If you're like me, you've probably missed a deer clean on an occasion or two (or three). Inevitably, the first shot creates the most dramatic reaction from the deer. However, subsequent shots result in less reaction. The deer actually "get used" to the sound and prepare themselves for it. This has always amazed me. Logic would dictate that arrows whizzing by them would make them unglued - but the opposite is true in many cases.

The Million Dollar Question - should you adjust for it?

Again, I know I'm going to catch flack for this, but I'll say yes - you should adjust for a possible string jump by aiming slightly lower than you would on a foam deer. Note, I said "slightly." By aiming at the top of the lower third divider (divide the deer into 3 horizontal lines) you are, or at least should be around the top of the deer's heart. If the deer jumps, you should get both lungs. If the deer does not jump, or only slightly, then you will heart shoot it. If you go low, you will have a better blood trail than going high.

While it's hard to mentally force yourself to shoot low - I think more deer would be recovered if this happened. At least mine would.


Does the Bow make a difference?

Yes and no. Most of my visitors know that I shoot longbows and recurves. These bows are inherently quieter than compounds. Some of these new, lightweight compounds sound like a .22 when they shoot, however what you gain in decibels, you will typically, also gain in speed. The faster the arrow gets to the deer, the less the reaction will cost you. The flip side is true for my trusty recurves. They are not shooting 300 fps, at best 200 fps and more like 185. This dramatically slower (albeit, quieter shot) arrow allows the deer to move further before the arrow hits.

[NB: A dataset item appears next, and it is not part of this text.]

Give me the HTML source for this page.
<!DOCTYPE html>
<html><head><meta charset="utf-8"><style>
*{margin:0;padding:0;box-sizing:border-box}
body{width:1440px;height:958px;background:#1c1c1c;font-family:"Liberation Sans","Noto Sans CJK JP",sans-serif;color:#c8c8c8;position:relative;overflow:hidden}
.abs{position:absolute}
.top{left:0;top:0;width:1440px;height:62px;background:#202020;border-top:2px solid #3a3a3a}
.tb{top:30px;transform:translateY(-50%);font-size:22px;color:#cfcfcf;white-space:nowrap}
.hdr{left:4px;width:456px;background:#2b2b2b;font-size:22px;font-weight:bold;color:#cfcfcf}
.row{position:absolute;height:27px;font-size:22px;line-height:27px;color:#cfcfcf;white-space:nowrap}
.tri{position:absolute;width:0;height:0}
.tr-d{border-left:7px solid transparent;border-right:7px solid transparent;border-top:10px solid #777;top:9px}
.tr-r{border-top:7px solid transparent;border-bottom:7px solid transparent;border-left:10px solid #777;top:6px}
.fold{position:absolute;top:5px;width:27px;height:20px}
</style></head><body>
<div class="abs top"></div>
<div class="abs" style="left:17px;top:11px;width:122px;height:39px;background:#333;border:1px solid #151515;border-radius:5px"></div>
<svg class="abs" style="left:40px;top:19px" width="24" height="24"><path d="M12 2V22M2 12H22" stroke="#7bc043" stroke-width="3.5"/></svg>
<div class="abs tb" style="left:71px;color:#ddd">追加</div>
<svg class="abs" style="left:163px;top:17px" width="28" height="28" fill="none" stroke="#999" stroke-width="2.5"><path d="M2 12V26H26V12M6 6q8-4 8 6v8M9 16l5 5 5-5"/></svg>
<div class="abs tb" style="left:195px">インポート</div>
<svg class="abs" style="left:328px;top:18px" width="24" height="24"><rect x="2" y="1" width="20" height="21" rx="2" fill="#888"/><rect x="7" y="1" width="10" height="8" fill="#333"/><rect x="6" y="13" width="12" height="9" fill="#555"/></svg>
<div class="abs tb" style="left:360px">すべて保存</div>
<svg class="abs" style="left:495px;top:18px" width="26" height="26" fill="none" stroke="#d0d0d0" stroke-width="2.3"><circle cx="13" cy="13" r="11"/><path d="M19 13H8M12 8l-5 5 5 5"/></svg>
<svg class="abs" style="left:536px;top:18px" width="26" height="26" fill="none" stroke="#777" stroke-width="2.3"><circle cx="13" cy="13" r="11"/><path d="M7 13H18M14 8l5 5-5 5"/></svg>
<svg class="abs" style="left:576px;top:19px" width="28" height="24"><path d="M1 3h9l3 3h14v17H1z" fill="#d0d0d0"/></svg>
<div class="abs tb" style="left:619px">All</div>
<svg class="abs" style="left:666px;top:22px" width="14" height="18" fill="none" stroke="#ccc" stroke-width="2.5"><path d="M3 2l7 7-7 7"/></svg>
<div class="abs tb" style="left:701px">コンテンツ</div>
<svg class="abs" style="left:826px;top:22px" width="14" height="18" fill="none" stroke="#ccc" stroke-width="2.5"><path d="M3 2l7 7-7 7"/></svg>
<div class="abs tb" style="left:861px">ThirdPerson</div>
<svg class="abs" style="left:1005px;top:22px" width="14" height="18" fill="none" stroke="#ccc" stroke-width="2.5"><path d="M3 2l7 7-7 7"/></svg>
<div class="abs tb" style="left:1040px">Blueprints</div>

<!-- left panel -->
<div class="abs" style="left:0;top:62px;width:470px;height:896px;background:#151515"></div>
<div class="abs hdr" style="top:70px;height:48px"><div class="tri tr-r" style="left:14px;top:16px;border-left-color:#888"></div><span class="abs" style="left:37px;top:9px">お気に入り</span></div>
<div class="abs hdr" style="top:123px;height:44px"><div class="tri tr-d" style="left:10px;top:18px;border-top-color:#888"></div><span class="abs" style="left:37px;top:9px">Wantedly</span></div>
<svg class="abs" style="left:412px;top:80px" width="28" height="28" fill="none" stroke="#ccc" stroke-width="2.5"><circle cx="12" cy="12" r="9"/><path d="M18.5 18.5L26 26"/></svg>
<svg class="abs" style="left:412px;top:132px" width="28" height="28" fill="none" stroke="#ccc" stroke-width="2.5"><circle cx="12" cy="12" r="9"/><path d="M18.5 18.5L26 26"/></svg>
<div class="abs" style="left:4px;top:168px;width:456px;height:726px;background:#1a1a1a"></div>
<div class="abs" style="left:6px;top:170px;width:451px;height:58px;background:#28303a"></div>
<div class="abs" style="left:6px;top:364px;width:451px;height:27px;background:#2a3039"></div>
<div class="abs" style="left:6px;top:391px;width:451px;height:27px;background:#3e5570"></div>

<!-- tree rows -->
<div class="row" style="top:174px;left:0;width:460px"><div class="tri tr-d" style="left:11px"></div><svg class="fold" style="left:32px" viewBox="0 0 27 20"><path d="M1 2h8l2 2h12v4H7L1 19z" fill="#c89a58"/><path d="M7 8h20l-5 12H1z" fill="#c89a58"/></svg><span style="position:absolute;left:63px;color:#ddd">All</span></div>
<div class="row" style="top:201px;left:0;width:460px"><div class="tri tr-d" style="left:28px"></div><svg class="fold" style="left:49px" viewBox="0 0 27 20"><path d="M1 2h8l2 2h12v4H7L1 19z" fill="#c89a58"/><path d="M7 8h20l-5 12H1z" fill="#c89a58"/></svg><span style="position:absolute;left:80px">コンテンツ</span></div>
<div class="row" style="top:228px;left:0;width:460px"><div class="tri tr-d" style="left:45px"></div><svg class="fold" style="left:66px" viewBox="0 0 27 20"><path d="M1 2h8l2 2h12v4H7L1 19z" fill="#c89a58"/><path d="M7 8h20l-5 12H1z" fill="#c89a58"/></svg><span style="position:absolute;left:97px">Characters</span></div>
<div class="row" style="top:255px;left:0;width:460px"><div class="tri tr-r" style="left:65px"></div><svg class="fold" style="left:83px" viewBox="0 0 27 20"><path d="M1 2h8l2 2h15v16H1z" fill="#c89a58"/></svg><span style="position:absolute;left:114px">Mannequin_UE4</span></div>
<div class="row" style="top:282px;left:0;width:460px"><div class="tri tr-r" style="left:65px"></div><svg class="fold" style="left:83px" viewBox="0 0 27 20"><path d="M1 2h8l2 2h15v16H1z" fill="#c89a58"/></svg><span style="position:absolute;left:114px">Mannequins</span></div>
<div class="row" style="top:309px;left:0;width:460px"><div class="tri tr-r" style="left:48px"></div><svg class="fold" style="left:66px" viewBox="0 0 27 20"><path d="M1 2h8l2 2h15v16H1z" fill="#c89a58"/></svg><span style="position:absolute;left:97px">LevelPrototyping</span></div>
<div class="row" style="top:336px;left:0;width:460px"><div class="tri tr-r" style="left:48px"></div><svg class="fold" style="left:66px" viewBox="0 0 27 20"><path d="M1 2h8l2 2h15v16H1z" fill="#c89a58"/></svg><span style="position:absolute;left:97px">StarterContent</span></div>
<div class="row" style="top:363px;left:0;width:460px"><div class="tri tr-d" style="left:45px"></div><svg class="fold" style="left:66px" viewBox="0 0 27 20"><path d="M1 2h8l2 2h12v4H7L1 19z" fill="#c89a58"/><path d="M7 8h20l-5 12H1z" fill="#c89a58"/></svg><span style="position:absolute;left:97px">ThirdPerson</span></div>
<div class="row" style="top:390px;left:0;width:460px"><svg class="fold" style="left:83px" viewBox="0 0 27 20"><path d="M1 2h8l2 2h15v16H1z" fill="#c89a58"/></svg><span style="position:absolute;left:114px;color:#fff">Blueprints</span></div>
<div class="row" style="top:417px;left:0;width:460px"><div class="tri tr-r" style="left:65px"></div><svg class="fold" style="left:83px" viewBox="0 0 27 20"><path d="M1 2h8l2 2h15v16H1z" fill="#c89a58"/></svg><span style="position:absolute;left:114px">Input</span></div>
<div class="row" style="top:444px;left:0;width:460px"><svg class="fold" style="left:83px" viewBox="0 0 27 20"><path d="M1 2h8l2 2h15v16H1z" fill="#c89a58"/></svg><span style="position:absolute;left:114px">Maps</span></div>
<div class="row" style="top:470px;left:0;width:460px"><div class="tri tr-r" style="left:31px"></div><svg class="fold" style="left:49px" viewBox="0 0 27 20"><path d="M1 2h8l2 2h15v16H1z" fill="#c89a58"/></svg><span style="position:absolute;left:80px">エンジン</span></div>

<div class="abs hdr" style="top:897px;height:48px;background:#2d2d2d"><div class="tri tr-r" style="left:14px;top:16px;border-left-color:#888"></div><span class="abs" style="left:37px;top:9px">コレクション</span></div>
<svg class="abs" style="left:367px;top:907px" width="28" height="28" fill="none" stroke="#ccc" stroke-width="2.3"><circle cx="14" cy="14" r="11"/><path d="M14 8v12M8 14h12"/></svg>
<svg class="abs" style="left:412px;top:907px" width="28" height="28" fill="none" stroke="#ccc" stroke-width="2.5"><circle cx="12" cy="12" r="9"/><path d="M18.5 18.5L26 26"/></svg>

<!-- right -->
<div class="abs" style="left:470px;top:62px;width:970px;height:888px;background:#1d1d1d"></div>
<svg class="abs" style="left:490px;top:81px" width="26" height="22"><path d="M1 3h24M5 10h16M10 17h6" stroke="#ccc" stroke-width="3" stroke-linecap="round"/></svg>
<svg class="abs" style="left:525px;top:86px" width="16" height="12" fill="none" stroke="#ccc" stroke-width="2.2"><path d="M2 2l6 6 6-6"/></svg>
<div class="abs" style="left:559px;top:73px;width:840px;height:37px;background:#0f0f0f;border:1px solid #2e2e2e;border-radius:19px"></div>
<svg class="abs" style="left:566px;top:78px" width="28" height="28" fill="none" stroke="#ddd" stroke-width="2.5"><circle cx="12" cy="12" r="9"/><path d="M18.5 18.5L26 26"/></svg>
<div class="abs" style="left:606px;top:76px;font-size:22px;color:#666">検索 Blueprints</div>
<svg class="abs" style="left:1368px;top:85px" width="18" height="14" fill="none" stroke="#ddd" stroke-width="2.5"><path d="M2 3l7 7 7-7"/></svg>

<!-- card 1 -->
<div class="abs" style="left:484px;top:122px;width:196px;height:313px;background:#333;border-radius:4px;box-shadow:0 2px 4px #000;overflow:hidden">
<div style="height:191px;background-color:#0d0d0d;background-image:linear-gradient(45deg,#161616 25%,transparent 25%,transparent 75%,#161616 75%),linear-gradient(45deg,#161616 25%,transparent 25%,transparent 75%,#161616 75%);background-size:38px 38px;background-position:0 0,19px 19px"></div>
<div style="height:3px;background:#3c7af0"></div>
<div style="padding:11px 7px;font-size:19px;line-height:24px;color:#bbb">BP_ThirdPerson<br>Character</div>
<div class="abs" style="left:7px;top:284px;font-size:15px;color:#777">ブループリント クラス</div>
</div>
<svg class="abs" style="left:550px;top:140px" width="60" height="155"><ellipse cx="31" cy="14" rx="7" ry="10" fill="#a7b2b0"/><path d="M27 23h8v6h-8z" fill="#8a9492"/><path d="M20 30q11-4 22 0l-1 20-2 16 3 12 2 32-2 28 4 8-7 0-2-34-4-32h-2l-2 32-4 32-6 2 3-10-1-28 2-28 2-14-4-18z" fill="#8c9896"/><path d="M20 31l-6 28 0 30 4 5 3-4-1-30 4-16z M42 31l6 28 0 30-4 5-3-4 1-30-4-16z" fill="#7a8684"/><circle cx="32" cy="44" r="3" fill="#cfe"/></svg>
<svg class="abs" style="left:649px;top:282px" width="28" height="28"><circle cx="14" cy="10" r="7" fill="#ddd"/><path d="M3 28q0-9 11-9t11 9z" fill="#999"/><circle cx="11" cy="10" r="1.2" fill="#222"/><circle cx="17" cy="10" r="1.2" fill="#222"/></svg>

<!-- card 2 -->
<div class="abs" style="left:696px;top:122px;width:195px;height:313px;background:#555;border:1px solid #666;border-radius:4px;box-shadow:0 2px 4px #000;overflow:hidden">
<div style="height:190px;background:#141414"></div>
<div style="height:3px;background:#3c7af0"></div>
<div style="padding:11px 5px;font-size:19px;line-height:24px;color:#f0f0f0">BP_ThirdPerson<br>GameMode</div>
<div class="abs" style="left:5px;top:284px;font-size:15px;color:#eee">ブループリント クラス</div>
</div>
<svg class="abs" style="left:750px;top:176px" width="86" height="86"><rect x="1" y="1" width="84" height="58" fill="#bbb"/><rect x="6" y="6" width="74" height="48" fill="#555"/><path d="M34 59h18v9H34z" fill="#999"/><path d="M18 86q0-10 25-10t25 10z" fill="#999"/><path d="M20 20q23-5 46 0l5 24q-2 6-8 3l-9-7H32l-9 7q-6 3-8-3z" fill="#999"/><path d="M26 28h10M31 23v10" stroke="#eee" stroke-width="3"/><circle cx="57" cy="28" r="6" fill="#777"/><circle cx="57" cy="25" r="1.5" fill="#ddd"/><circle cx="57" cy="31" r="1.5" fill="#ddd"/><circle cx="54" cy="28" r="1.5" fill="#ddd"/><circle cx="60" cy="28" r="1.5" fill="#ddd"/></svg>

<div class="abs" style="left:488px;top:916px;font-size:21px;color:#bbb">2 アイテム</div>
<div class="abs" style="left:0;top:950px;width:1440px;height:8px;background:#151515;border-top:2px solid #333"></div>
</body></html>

Does range make a difference?

I've heard guys mention that if you hunt further from the deer, the jump is much less, or non-existent. I would happen to agree with this based on the few occasions where I've taken a longer-than-normal shot. However, my personal opinion is the increased distance adds vital time for the arrow to reach the target. Couple this with a greater room for errors like the ability for external factors to come to play (like wind) and I think the risks outweigh the benefits.

What about other game?

I've shot moose, grizzly, mt. goat, african animals, black bears, turkeys and many others. I can say with experience that I've only witnessed jumping with whitetails. For the big critters, like elk, moose, and big bears, they simply can't move as fast as a whitetail and I'd have to say that string jumping should not be an issue. I've shot 3 pronghorn and one mule deer and they did not jump either. Of the 4 turkeys I've shot, none have flinched.. So based on my experience alone, I'd have to say this is primarily an issue for whitetails.

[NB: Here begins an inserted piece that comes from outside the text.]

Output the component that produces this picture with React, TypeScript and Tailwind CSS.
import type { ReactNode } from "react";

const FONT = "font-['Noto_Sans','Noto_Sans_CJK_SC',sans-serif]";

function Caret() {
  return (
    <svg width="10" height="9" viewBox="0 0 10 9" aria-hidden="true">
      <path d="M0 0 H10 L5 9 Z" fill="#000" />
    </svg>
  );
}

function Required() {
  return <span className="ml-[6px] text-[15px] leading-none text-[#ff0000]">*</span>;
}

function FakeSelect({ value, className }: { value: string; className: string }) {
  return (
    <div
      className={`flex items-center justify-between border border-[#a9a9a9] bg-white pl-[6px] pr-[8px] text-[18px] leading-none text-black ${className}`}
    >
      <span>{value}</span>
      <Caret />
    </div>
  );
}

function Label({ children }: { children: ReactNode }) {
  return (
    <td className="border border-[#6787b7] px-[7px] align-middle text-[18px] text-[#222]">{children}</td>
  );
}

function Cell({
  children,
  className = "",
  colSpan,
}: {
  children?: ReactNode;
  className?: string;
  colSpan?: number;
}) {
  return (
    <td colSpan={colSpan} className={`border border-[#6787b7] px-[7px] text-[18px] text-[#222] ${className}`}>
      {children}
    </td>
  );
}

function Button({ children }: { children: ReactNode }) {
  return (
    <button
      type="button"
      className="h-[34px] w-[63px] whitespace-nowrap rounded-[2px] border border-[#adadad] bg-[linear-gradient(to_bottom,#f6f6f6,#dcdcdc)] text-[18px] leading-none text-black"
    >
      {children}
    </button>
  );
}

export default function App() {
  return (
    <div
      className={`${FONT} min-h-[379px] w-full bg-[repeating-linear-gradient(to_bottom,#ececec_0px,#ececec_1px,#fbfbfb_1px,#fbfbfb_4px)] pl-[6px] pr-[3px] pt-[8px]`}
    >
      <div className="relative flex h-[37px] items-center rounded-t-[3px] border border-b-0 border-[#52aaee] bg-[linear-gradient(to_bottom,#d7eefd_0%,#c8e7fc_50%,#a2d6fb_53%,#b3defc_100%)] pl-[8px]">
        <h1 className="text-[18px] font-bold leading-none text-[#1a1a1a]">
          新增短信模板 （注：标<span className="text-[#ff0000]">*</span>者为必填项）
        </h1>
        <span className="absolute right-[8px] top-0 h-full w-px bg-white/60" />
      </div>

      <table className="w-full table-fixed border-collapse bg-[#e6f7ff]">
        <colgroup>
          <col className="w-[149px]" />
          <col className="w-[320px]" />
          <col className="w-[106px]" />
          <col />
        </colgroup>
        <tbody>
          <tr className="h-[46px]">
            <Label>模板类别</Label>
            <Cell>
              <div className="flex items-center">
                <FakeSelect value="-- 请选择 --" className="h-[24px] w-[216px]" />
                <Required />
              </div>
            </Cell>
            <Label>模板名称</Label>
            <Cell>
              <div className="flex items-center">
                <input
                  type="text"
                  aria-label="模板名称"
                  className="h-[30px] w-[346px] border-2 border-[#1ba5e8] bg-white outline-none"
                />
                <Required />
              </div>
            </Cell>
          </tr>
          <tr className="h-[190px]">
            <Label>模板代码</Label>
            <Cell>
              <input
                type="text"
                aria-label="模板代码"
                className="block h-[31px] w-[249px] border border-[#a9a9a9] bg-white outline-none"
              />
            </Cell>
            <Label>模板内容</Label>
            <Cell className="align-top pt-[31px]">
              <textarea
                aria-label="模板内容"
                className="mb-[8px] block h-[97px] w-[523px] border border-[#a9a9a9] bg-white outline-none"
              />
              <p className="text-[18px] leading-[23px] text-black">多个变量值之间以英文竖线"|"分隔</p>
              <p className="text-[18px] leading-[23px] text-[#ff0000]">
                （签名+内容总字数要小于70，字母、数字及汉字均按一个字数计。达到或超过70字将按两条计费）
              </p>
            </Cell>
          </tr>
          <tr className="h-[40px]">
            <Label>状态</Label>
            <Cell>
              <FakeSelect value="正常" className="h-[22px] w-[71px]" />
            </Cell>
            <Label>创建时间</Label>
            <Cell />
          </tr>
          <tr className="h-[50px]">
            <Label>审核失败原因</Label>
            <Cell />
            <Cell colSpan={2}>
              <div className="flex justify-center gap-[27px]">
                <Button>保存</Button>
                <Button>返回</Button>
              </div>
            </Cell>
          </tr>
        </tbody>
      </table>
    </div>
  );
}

Deer jumping is a common problem for whitetail bowhunters. But with experience, and a slightly lower target point, I'm confident that the "jump" reaction risk can be mitigated. I don't recommend a radical aiming point (like the photo above) because there's just too much variation between deer. In the end, the best result is a quick clean kill, so find out what works best based on your experiences and use that method.